Article Preview
TopIntroduction
A new breed of applications and services that integrates data from several sources which we refer to as mash-ups has grown significantly all across the Internet. Mash-ups are web-based applications that combine data and content from more than one source into an aggregated service presented in a single display. Several types of mash-ups have been developed such as mapping and image mash-ups. One of the most popular mash-ups comes in the form of web feed mash-ups (news mash-ups) relying on syndication technologies (e.g. RSS (RSS Advisory Board, 2016) and Atom (IETF, 2016)). This kind of mash-ups aggregates feeds derived from multiple news websites and then presents them over the web. Visiting many separate websites can take a lot of time to find out if content has been updated. With web feed mash-ups, updated information from many sites can be consolidated into a single view, reducing the time and effort needed to regularly check websites for updates. Furthermore, as information is combined from multiple sites, feed mash-ups are utilized as tools that create personalized and unique information catering to the user's particular interests.
Although using web feeds in mash-ups offers several advantages, there are still some limitations in existing applications. According to the nature of this kind of mash-ups, web feeds aggregated generally come from several diverse sources (e.g. news website, blogs and web services). Furthermore, they are usually executed by a number of transformations or feed processing units in real-time. However, the description of the source of data that are aggregated in mash-ups is not usually apparent. The details pertaining to the feed items and the processing operations involved in the production of feed mash-up results are not often provided as well. Therefore, it is difficult to know exactly how feed results in data mash-ups are generated. In particular, it is difficult for users to make determinations about whether information is trusted or not, considering that source feeds have to pass through several transformations before the feed results are presented.
As a result, it is crucial to ascertain automatically whether or not to trust each individual feed mash-up result by examining the process that created, aggregated, and delivered it. We derive a strong requirement for precisely tracing the sFource feeds that caused a given result feed, which we refer to as “provenance tracking in web feed mash-ups.” The existence of such functionality would allow feed mash-up results to be verified and validated, so that users can have confidence and trust in the results provided by web feed mash-ups.
To address provenance tracking in web feed mash-ups, we propose a novel provenance mechanism that supports dynamic provenance collection and provenance query in web feed mash-ups.
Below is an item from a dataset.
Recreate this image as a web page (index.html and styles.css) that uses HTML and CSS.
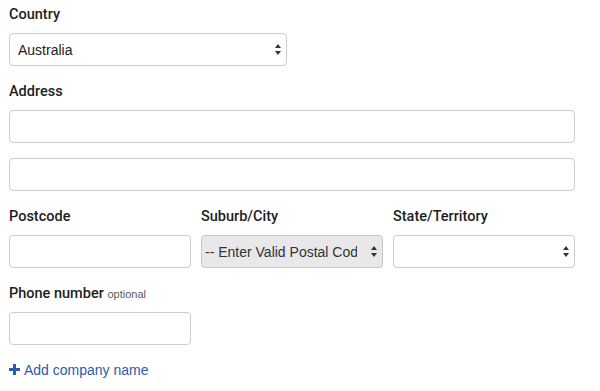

We introduce a provenance architecture for web feed mash-ups extending the PASOA provenance architecture (Groth et al., 2006). This provenance architecture applies the service-orientated architecture (SOA) as a core principle. To allow provenance information to be recorded and interchanged with other systems, PROV (Gil & Miles, 2016) - W3C data model for provenance interchange on the web - is utilized as the provenance model for our provenance solution. The use of PROV enables an implement of our provenance architecture to dynamically record provenance assertions - assertions pertaining to provenance recorded by feed processing units during the execution of data mash-ups. Therefore, dynamic provenance tracking in web feed mash-ups can be achieved.
This paper will make the following key contributions:
- •
It presents a novel provenance tracking mechanism which can precisely express relationships for every feed mash-up result in a web feed mash-up system.
- •
It introduces a provenance architecture for feed mash-ups that describes the structure of the provenance system, system components and interactions between components.
- •
It proposes a provenance query algorithm for feed mash-ups which utilizes a graph traversal technique to obtain the provenance of a particular feed mesh-up result.
- •
It introduces a provenance storage optimization method for web feed mash-ups
- •
It presents the performance characteristics of our provenance solution in terms of the storage consumption for provenance collection.